Dans l’ensemble, l’ouvrage décrit avec précision le développement des activités de recherche dans les cégeps. L’auteur fait alterner les témoignages des principaux acteurs et la présentation de leurs travaux avec des données descriptives d’ensemble de diverses sources (données administratives, données bibliométriques, données institutionnelles, etc.). Si l’ouvrage est globalement bien documenté, il manque une information importante quant au développement de la recherche : le nombre de professeurs qui détiennent un diplôme de doctorat. Or ce titre est un bon indicateur pour connaître la part des enseignants qui ont aussi des dispositions à la recherche.

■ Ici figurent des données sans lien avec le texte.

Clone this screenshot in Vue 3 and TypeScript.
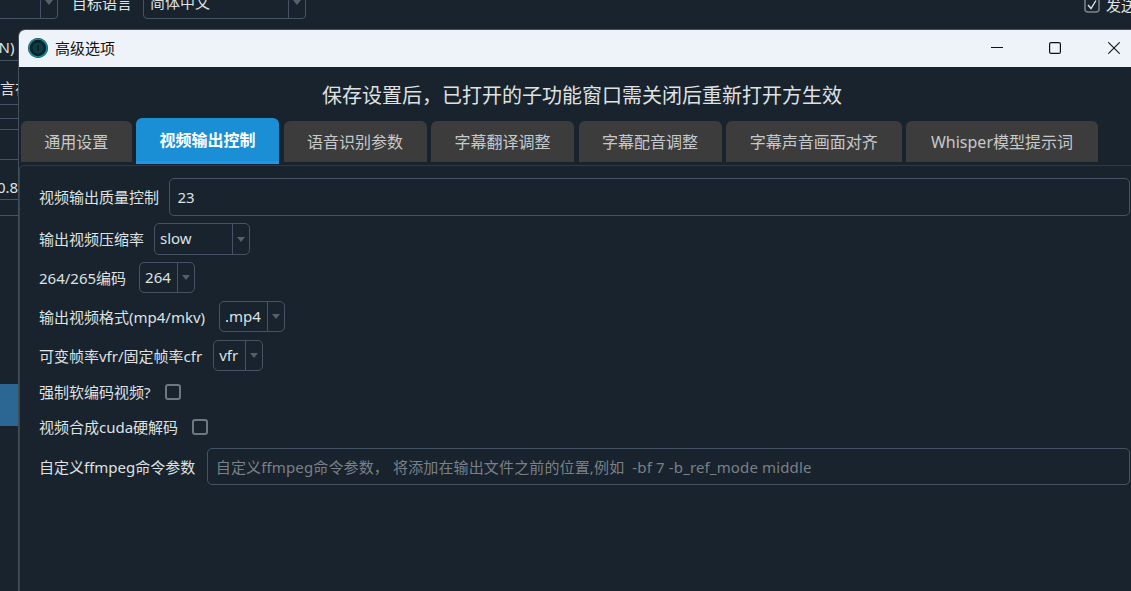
<script setup lang="ts">
const tabs = [
  { label: '通用设置', width: 110.5 },
  { label: '视频输出控制', width: 143, active: true },
  { label: '语音识别参数', width: 143 },
  { label: '字幕翻译调整', width: 143 },
  { label: '字幕配音调整', width: 143 },
  { label: '字幕声音画面对齐', width: 175.5 },
  { label: 'Whisper模型提示词', width: 192 },
]
const selects = [
  { label: '输出视频压缩率', value: 'slow', width: 96, cls: 'r2' },
  { label: '264/265编码', value: '264', width: 56, cls: 'r3' },
  { label: '输出视频格式(mp4/mkv)', value: '.mp4', width: 66, cls: 'r4' },
  { label: '可变帧率vfr/固定帧率cfr', value: 'vfr', width: 50, cls: 'r5' },
]
</script>

<template>
  <div class="desk">
    <div class="back-top">
      <div class="bsel bsel-a"><span class="bval"></span><span class="arrow-cell"><i class="tri"></i></span></div>
      <span class="blabel">目标语言</span>
      <div class="bsel bsel-b"><span class="bval">简体中文</span><span class="arrow-cell"><i class="tri"></i></span></div>
      <span class="bcheck"><svg width="16" height="16" viewBox="0 0 16 16"><rect x="1" y="1" width="14" height="14" rx="3" fill="none" stroke="#7d858d" stroke-width="1.5"/><path d="M4 8l3 3.5L12 3.5" fill="none" stroke="#dfe1e2" stroke-width="1.4"/></svg><span>发送</span></span>
    </div>
    <div class="back-left">
      <div class="bl a"><span>(N)</span></div>
      <div class="bl b"><span>言在</span></div>
      <div class="bl c"></div>
      <div class="bl d"></div>
      <div class="bl e"></div>
      <div class="bl f"><span>0.8</span></div>
      <div class="bl g"></div>
      <div class="blue"></div>
    </div>

    <section class="dialog">
      <header class="titlebar">
        <svg class="logo" width="20" height="20" viewBox="0 0 20 20">
          <circle cx="10" cy="10" r="10" fill="#06222a"/>
          <circle cx="10" cy="10" r="9" fill="none" stroke="#1c8795" stroke-width="1.6"/>
          <circle cx="10" cy="10" r="5.5" fill="#103a44"/>
          <rect x="9.2" y="7" width="1.6" height="6" fill="#072229"/>
        </svg>
        <span class="wintitle">高级选项</span>
        <div class="winbtns">
          <svg width="12" height="12" viewBox="0 0 12 12"><path d="M0 5.5h12" stroke="#111" stroke-width="1.2"/></svg>
          <svg width="12" height="12" viewBox="0 0 12 12"><rect x="0.6" y="0.6" width="10.8" height="10.8" rx="1.5" fill="none" stroke="#111" stroke-width="1.2"/></svg>
          <svg class="close" width="12" height="12" viewBox="0 0 12 12"><path d="M0.3 0.3l11.4 11.4M11.7 0.3L0.3 11.7" stroke="#111" stroke-width="1.1"/></svg>
        </div>
      </header>
      <div class="body">
        <h1 class="notice">保存设置后，已打开的子功能窗口需关闭后重新打开方生效</h1>
        <nav class="tabs">
          <button v-for="t in tabs" :key="t.label" class="tab" :class="{ active: t.active }" :style="{ width: t.width + 'px' }">{{ t.label }}</button>
        </nav>
        <div class="form">
          <div class="row r1">
            <label>视频输出质量控制</label>
            <input class="field" value="23" />
          </div>
          <div v-for="s in selects" :key="s.label" class="row" :class="s.cls">
            <label>{{ s.label }}</label>
            <div class="select" :style="{ width: s.width + 'px' }">
              <span class="val">{{ s.value }}</span>
              <span class="arrow-cell"><i class="tri"></i></span>
            </div>
          </div>
          <div class="row r6"><label>强制软编码视频?</label><span class="check"></span></div>
          <div class="row r7"><label>视频合成cuda硬解码</label><span class="check"></span></div>
          <div class="row r8">
            <label>自定义ffmpeg命令参数</label>
            <input class="field ph" placeholder="自定义ffmpeg命令参数， 将添加在输出文件之前的位置,例如  -bf 7 -b_ref_mode middle" />
          </div>
        </div>
      </div>
    </section>
  </div>
</template>

<style>
html, body { margin: 0; background: #19232d; overflow: hidden; }
</style>

<style scoped>
.desk {
  position: relative;
  width: 1131px;
  height: 591px;
  overflow: hidden;
  background: #19232d;
  color: #dfe1e2;
  font-family: "Noto Sans", "Noto Sans CJK SC", sans-serif;
  font-size: 15px;
}
.back-top { position: absolute; left: 0; top: -14px; width: 1131px; height: 33px; }
.bsel {
  position: absolute; top: 0; height: 33px; box-sizing: border-box;
  border: 1.5px solid #455364; border-radius: 4px; display: flex;
}
.bsel-a { left: -80px; width: 138px; }
.bsel-b { left: 143px; width: 163px; }
.bval { flex: 1; padding-left: 6px; line-height: 30px; }
.blabel { position: absolute; left: 72px; top: 7px; line-height: 20px; }
.bcheck { position: absolute; left: 1084px; top: 9px; display: flex; align-items: center; gap: 6px; line-height: 20px; white-space: nowrap; }
.back-left { position: absolute; left: 0; top: 0; width: 19px; height: 591px; }
.bl { position: absolute; left: 0; width: 19px; border-bottom: 1px solid #455364; overflow: hidden; white-space: nowrap; }
.bl span { display: block; }
.bl.a { top: 36px; height: 24px; line-height: 22px; }
.bl.a span { margin-left: -6px; }
.bl.b { top: 60px; height: 44px; line-height: 56px; }
.bl.c { top: 104px; height: 14px; }
.bl.d { top: 118px; height: 11px; }
.bl.e { top: 130px; height: 29px; }
.bl.f { top: 160px; height: 39px; line-height: 54px; }
.bl.f span { margin-left: -3px; }
.bl.g { top: 200px; height: 15px; }
.blue { position: absolute; left: 0; top: 384px; width: 19px; height: 42px; background: #2c6692; }

.dialog {
  position: absolute; left: 18px; top: 29px; width: 1120px; height: 570px;
  box-sizing: border-box; border-left: 1px solid #43505c; border-top: 1px solid #43505c;
  border-top-left-radius: 7px; overflow: hidden; background: #19232d;
}
.titlebar {
  height: 37px; background: #eef3f9; display: flex; align-items: center; color: #111;
  padding-left: 9px; padding-bottom: 1px; box-sizing: border-box;
}
.logo { flex: none; }
.wintitle { margin-left: 7px; font-size: 15px; line-height: 20px; margin-bottom: 1px; }
.winbtns { position: absolute; left: 972px; top: 12px; display: flex; gap: 46px; }
.close { margin-left: 1px; }
.notice {
  margin: 0; height: 53px; box-sizing: border-box; padding-top: 14px; padding-left: 7px;
  font-size: 20px; font-weight: 400; line-height: 29px; text-align: center; color: #dfe1e2;
}
.tabs {
  display: flex; align-items: flex-end; gap: 4.5px; height: 45px; box-sizing: border-box;
  padding-left: 2px;
}
.tab {
  height: 41px; margin-bottom: 3px; padding: 0 0 2px; border: 0; border-radius: 6px 6px 0 0;
  background: #3c3c3c; color: #c6c9cb; font: inherit; font-size: 16px; box-sizing: border-box;
}
.tab.active {
  height: 46px; margin-bottom: 1px; background: #1a8fd5; color: #fff; font-weight: 700;
  border-bottom: 3px solid #2196e8; padding-bottom: 2px;
}
.form {
  padding: 0 8px 0 19px; height: 440px; box-sizing: border-box;
  border-left: 1px solid #3a4148; border-top: 1px solid #2f3a45; border-top-left-radius: 5px;
}
.row { display: flex; align-items: center; white-space: nowrap; }
.row label { line-height: 20px; }
.r1 { margin-top: 12px; height: 38px; gap: 10px; }
.r2 { margin-top: 7px; height: 32px; gap: 10px; }
.r3 { margin-top: 7px; height: 31px; gap: 13px; }
.r4 { margin-top: 8px; height: 31px; gap: 14px; }
.r5 { margin-top: 8px; height: 31px; gap: 11px; }
.r6 { margin-top: 13px; height: 16px; gap: 14px; }
.r7 { margin-top: 19px; height: 16px; gap: 14px; }
.r8 { margin-top: 13px; height: 37px; gap: 12px; }
.field {
  flex: 1; min-width: 0; height: 100%; box-sizing: border-box; padding: 0 7.5px;
  background: #19232d; border: 1.5px solid #455364; border-radius: 5px;
  color: #dfe1e2; font: inherit; outline: none;
}
.field::placeholder { color: #7a8087; opacity: 1; letter-spacing: 0.14px; }
.select {
  height: 100%; box-sizing: border-box; display: flex; border: 1.5px solid #455364; border-radius: 5px;
}
.val { flex: 1; padding-left: 5px; line-height: 29px; }
.arrow-cell {
  flex: none; width: 16px; border-left: 1.5px solid #455364; display: flex; align-items: center; justify-content: center;
}
.tri { width: 0; height: 0; border: 4px solid transparent; border-top: 5px solid #55606c; border-bottom: 0; }
.check {
  width: 16px; height: 16px; box-sizing: border-box; border: 2px solid #6f7780; border-radius: 3px; flex: none;
}
</style>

Ma dernière remarque porte sur le ton très souvent adopté qui est celui du partisan ou de l’entrepreneur institutionnel. En effet, l’auteur prend souvent parti comme si l’ouvrage était un outil promotionnel pour la recherche dans les cégeps plutôt qu’une étude sur le sujet. Fréquemment, et spécialement dans la conclusion, l’argumentation repose sur le postulat implicite qu’il va de soi que la recherche existe et se développe dans l’enseignement collégial. Or l’histoire montre que son institutionnalisation n’allait pas de soi et qu’un travail collectif de conviction, de mobilisation et de création de cadres organisationnels s’est révélé nécessaire. Piché n’avait pas besoin de faire corps avec les artisans de cette entreprise pour en décrire l’aventure intellectuelle et institutionnelle.